→ **To do**: What is the number of lines in the data holding the word "this"? Give that number by itself.

→ **Stored rows**:
## BEGIN

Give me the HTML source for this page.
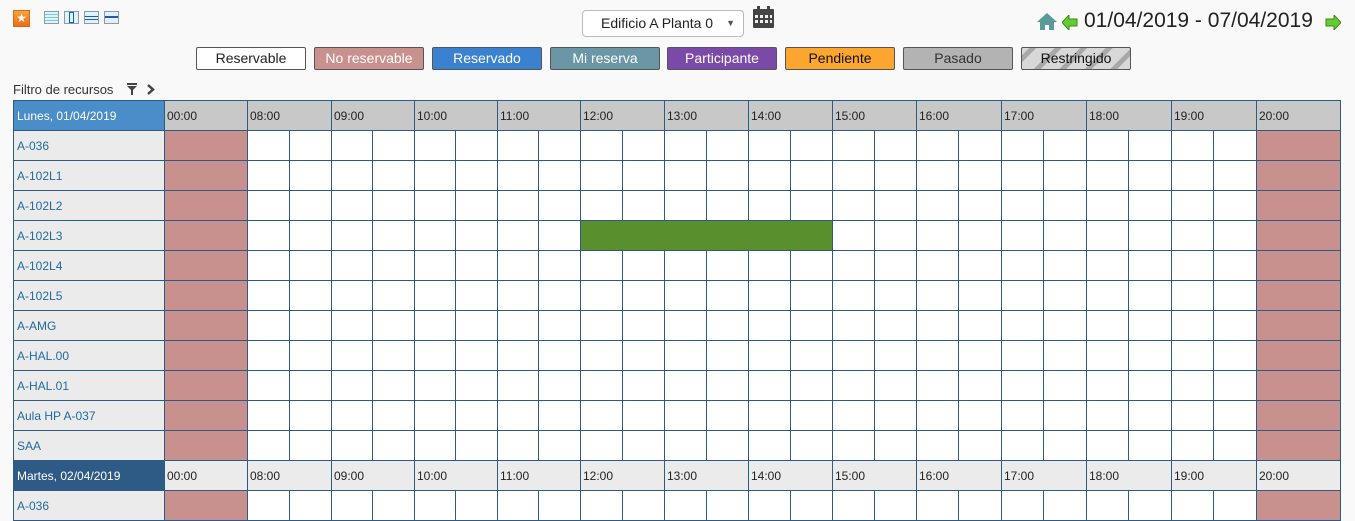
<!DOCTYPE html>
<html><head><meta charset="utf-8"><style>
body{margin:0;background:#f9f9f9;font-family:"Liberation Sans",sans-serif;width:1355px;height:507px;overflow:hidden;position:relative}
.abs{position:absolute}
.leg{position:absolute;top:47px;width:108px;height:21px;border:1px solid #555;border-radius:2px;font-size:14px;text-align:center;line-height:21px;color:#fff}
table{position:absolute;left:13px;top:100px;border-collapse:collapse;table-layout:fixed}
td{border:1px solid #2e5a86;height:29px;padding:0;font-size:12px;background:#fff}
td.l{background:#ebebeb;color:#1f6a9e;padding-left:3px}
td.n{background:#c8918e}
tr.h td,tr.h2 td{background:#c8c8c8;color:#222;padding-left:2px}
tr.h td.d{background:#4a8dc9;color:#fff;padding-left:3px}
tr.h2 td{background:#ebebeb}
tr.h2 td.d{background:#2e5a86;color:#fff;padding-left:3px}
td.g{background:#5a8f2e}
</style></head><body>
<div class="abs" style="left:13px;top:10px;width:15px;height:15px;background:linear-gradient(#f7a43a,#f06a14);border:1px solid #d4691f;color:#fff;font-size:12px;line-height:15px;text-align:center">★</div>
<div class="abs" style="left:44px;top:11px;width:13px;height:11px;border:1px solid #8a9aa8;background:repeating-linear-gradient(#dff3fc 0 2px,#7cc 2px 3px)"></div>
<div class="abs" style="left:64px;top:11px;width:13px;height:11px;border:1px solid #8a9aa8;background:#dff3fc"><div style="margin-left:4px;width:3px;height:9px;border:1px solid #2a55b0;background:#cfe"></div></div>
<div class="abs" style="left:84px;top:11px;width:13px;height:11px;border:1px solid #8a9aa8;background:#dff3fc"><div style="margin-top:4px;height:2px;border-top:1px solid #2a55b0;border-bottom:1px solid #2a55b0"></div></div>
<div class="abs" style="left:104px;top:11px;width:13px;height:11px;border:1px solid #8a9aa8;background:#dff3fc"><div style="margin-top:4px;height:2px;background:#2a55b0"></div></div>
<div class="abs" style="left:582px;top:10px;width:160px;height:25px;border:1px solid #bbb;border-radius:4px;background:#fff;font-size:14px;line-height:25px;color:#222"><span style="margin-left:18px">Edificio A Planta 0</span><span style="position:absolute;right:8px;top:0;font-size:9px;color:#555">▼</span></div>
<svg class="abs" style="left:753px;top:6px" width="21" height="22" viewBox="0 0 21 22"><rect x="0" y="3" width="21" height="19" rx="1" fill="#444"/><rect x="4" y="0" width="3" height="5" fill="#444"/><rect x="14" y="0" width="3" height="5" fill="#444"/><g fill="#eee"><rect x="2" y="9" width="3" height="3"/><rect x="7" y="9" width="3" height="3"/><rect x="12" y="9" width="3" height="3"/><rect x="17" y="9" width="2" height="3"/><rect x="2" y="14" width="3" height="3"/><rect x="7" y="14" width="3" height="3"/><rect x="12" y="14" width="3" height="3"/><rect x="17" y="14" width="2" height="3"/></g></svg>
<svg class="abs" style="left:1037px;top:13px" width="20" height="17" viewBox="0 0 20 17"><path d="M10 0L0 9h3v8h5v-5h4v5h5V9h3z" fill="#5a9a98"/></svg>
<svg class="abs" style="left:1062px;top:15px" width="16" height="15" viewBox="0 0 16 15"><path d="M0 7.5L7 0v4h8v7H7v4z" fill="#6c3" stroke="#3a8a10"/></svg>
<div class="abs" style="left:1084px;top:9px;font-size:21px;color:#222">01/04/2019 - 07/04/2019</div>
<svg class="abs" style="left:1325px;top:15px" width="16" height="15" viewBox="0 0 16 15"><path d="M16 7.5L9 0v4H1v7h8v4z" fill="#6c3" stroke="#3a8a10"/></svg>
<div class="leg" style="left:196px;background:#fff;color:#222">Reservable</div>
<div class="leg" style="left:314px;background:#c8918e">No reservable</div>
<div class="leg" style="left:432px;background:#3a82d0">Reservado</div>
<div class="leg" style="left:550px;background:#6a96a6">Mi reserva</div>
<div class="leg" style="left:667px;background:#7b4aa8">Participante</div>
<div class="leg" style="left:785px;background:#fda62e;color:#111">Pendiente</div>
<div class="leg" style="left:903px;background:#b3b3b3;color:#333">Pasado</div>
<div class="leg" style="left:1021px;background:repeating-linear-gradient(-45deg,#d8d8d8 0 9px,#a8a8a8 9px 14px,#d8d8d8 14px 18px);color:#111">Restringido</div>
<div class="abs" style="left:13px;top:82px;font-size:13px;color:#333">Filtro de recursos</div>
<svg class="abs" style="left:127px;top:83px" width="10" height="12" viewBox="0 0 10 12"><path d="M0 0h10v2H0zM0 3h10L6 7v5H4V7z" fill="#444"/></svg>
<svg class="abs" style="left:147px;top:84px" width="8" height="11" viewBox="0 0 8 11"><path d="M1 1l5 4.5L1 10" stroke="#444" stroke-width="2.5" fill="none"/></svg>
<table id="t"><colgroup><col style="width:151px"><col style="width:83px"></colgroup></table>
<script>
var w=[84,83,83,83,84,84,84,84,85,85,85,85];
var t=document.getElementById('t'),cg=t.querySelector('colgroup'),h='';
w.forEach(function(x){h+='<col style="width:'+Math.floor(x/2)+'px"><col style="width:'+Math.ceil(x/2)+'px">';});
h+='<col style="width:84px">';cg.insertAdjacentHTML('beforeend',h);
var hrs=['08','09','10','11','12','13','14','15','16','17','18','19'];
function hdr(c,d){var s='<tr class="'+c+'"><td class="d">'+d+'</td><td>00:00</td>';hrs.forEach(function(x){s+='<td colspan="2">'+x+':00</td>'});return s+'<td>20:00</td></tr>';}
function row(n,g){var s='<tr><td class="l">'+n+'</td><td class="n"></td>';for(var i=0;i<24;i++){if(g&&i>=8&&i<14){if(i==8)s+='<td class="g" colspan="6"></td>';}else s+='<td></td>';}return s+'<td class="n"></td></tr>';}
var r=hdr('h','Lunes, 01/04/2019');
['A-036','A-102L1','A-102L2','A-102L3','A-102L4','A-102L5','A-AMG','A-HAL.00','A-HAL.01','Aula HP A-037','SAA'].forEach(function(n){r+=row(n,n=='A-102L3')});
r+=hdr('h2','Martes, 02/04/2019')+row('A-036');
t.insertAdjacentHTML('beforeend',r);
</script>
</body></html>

## END
## BEGIN

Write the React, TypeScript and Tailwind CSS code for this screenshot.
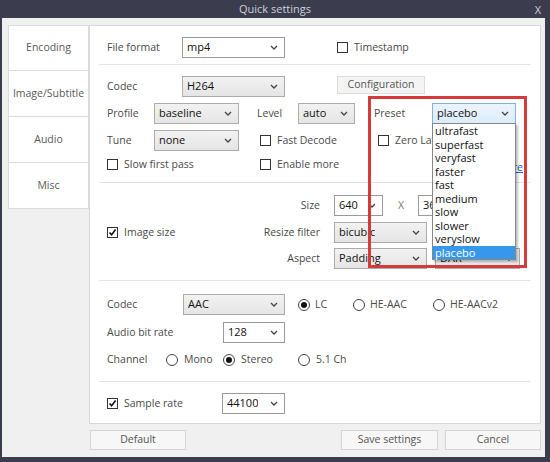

## END

→ **Exercise answer**: 2